Repeat everything from the first line of the listing below through the line that contains "const Checkbox = ()", exactly. Leave out pictures.

MATERIAL PROVIDED ▸

┄┄┄┄┄┄┄┄┄┄

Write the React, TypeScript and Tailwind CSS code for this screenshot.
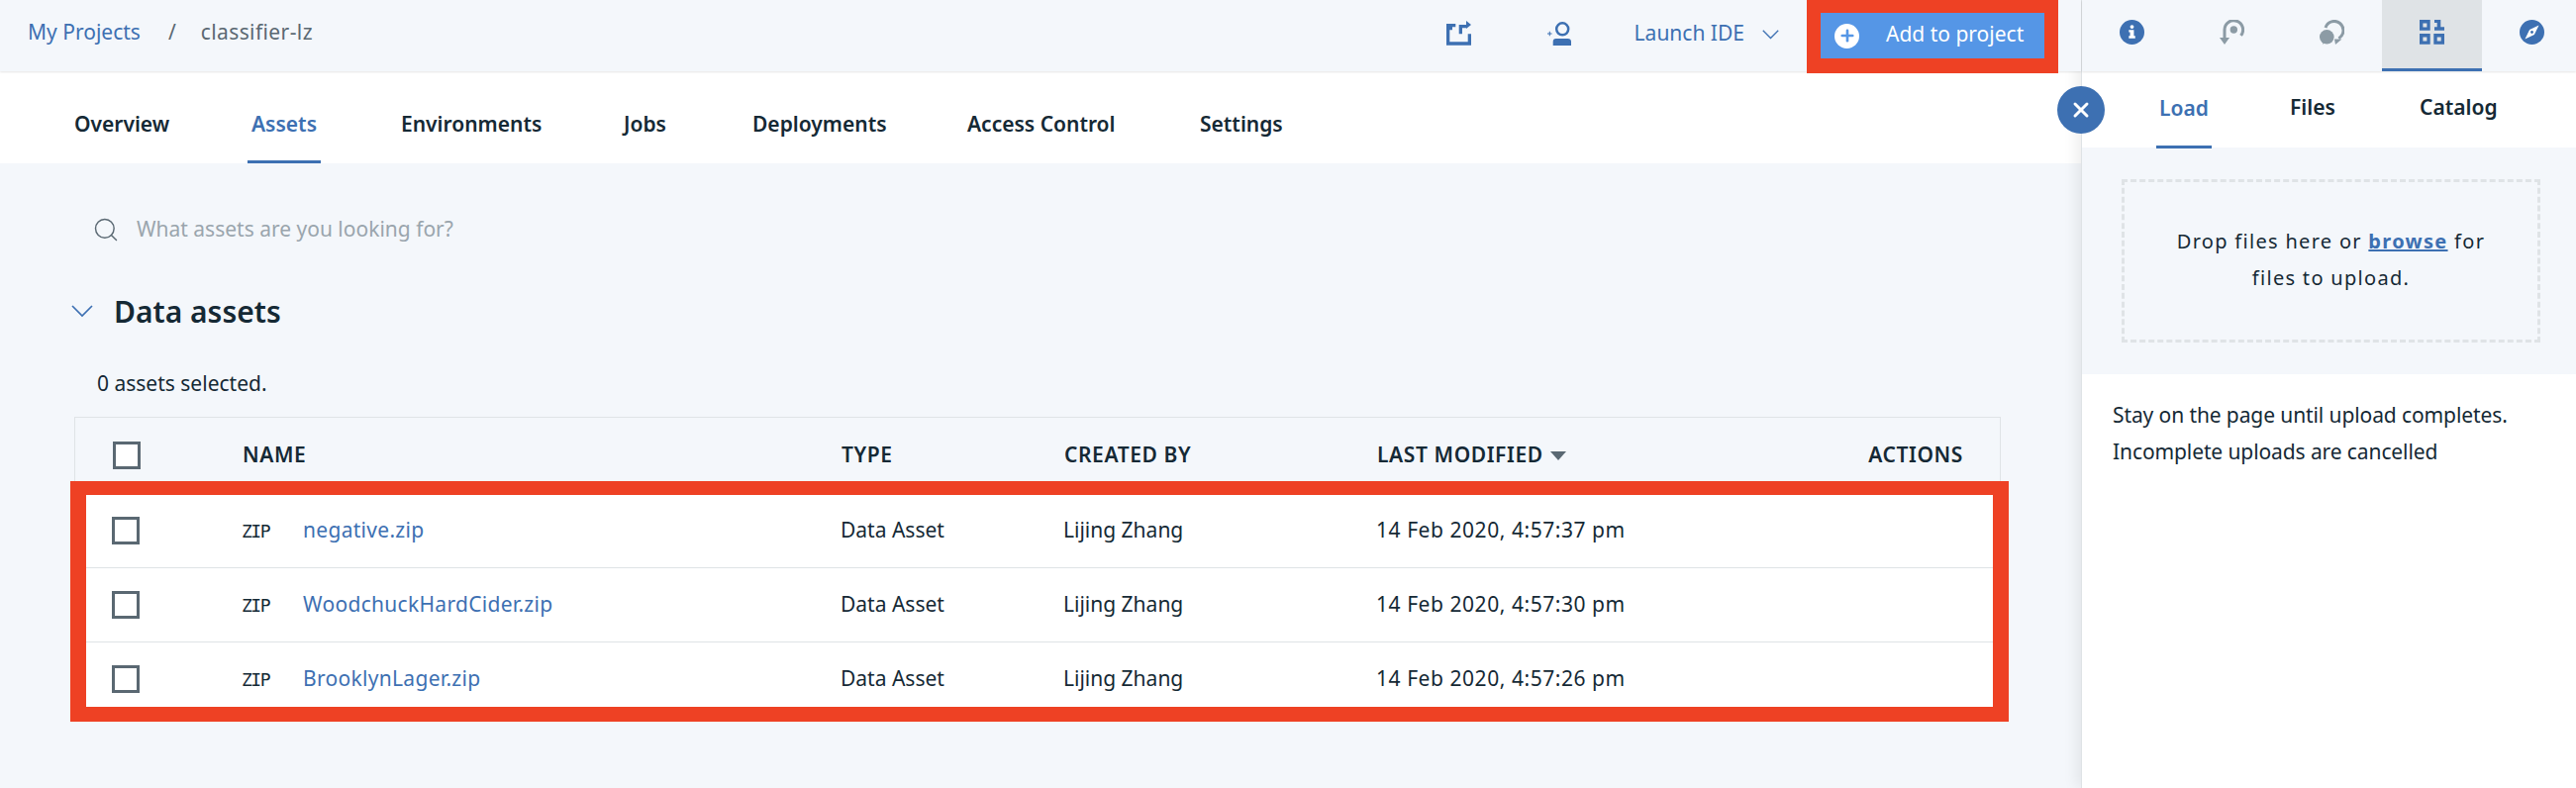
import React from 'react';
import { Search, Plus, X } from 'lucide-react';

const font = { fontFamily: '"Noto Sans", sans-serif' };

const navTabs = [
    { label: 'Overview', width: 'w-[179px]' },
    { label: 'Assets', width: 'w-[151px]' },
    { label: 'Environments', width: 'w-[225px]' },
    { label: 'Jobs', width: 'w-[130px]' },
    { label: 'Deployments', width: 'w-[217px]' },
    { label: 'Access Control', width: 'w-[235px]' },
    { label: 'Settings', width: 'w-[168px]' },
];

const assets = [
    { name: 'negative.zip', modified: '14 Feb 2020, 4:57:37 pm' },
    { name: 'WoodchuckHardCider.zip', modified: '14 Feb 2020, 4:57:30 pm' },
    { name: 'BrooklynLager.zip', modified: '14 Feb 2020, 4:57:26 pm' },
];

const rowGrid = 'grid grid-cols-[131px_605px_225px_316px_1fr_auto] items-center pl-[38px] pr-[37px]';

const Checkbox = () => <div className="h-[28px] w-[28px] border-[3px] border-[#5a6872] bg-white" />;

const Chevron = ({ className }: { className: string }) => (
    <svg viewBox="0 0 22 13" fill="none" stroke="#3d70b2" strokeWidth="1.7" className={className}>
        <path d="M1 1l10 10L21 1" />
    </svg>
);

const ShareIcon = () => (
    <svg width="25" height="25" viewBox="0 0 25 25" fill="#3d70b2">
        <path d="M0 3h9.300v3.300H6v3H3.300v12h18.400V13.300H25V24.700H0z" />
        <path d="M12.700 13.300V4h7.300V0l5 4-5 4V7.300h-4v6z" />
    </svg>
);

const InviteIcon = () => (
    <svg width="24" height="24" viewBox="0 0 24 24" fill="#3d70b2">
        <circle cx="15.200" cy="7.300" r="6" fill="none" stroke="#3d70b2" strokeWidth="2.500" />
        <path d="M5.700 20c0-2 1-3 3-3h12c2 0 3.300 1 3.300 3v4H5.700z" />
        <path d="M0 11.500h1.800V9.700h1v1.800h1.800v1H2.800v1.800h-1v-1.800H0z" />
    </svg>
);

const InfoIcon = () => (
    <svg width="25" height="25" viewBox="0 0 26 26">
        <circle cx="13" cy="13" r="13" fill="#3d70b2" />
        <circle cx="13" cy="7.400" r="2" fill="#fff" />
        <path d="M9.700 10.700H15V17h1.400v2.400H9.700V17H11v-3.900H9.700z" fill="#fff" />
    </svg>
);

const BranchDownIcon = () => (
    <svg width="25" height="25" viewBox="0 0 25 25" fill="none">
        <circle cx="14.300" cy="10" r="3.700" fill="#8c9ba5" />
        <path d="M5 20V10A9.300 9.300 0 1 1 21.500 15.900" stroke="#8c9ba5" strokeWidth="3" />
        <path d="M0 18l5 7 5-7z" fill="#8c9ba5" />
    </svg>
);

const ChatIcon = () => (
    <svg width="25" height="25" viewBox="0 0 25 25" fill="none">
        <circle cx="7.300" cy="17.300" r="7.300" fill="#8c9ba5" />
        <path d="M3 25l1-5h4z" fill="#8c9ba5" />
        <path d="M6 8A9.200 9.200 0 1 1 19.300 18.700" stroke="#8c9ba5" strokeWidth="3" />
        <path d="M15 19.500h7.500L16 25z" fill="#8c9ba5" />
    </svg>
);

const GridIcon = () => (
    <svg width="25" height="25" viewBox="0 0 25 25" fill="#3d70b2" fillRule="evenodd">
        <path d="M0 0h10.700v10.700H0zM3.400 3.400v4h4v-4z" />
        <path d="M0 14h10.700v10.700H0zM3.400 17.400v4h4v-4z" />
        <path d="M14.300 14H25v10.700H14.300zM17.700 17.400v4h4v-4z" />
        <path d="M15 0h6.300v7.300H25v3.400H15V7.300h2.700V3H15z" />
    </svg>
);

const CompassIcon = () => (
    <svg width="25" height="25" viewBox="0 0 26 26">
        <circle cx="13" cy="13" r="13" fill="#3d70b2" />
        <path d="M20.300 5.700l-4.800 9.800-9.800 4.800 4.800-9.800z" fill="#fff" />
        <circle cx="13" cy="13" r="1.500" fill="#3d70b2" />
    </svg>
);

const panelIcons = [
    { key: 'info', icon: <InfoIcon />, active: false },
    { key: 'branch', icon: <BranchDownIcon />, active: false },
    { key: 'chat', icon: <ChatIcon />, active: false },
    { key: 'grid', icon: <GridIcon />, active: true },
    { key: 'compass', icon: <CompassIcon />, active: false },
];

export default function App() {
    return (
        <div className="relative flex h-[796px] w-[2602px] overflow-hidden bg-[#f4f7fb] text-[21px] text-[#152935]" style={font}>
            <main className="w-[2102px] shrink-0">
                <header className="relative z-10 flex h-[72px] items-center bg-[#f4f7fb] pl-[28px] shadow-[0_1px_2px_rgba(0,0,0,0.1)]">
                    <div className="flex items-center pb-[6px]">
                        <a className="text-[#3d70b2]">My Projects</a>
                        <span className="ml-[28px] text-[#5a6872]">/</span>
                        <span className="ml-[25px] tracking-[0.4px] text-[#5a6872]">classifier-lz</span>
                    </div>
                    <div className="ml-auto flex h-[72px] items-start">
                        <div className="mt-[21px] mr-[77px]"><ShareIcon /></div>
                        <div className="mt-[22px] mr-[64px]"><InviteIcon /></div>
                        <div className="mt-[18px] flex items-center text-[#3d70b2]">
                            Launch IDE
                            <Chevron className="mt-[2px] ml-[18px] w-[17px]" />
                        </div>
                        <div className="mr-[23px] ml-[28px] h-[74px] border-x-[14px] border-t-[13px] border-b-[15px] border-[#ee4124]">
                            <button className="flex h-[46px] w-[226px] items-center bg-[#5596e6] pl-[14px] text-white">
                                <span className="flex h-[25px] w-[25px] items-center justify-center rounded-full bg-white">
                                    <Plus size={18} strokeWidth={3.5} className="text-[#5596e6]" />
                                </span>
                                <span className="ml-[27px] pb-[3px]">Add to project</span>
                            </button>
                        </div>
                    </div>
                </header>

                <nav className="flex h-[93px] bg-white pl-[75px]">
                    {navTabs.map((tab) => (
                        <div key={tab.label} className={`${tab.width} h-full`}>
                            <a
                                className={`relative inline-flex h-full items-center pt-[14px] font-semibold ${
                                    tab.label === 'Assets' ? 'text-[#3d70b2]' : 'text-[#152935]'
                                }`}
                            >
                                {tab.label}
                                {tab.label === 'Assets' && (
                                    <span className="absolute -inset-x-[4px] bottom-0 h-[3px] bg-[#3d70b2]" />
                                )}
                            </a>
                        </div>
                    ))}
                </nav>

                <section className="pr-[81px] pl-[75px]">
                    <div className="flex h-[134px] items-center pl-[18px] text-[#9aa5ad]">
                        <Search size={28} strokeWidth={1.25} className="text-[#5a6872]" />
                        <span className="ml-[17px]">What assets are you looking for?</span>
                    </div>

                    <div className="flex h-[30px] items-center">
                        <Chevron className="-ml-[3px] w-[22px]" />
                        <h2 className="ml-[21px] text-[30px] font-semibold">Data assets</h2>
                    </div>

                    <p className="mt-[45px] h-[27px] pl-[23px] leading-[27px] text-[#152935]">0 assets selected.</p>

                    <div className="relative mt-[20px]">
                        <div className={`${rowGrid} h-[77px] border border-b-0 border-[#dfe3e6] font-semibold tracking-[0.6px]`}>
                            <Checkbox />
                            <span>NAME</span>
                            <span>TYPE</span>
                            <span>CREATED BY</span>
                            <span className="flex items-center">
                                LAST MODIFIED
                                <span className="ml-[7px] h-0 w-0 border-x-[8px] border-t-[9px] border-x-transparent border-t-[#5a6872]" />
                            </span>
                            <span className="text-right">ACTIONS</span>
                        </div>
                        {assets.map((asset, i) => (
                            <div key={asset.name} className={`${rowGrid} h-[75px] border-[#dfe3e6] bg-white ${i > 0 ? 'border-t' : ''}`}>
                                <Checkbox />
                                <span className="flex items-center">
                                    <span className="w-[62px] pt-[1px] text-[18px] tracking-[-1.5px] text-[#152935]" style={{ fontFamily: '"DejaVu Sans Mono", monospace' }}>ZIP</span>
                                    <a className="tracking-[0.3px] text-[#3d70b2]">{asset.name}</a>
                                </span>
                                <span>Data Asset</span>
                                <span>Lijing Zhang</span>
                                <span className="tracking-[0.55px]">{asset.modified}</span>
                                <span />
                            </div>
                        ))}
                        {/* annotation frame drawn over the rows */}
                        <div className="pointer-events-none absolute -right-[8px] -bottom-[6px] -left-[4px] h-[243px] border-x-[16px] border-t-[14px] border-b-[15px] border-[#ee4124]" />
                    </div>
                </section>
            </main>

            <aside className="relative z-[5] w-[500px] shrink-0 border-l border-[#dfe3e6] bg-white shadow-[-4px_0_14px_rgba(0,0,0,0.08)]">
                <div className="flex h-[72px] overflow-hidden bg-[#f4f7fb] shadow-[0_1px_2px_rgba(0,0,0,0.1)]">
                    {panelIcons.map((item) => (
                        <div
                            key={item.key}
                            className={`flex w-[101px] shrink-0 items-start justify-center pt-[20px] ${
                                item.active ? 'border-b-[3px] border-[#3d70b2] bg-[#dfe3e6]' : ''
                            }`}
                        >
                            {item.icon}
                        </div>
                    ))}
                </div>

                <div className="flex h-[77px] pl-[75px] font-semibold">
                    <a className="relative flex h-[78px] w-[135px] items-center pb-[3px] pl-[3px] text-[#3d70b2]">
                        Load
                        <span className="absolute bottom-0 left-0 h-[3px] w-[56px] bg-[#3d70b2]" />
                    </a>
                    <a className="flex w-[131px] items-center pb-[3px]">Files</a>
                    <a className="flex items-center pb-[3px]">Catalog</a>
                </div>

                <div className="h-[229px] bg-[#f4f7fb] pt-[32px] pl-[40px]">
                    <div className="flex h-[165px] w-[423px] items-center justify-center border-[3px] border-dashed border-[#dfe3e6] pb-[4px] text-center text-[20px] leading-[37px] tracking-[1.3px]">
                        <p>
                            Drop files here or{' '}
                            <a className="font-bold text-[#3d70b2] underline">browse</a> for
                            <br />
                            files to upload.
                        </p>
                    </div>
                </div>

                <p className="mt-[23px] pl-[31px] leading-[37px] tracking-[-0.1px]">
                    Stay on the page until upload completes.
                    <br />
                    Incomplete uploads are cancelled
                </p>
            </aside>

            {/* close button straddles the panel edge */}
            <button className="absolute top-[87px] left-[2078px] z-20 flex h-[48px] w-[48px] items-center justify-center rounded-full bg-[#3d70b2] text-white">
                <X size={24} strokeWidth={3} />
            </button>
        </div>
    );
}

┄┄┄┄┄┄┄┄┄┄

RESULT ▸
Write the React, TypeScript and Tailwind CSS code for this screenshot.
import React from 'react';
import { Search, Plus, X } from 'lucide-react';

const font = { fontFamily: '"Noto Sans", sans-serif' };

const navTabs = [
    { label: 'Overview', width: 'w-[179px]' },
    { label: 'Assets', width: 'w-[151px]' },
    { label: 'Environments', width: 'w-[225px]' },
    { label: 'Jobs', width: 'w-[130px]' },
    { label: 'Deployments', width: 'w-[217px]' },
    { label: 'Access Control', width: 'w-[235px]' },
    { label: 'Settings', width: 'w-[168px]' },
];

const assets = [
    { name: 'negative.zip', modified: '14 Feb 2020, 4:57:37 pm' },
    { name: 'WoodchuckHardCider.zip', modified: '14 Feb 2020, 4:57:30 pm' },
    { name: 'BrooklynLager.zip', modified: '14 Feb 2020, 4:57:26 pm' },
];

const rowGrid = 'grid grid-cols-[131px_605px_225px_316px_1fr_auto] items-center pl-[38px] pr-[37px]';

const Checkbox = () => <div className="h-[28px] w-[28px] border-[3px] border-[#5a6872] bg-white" />;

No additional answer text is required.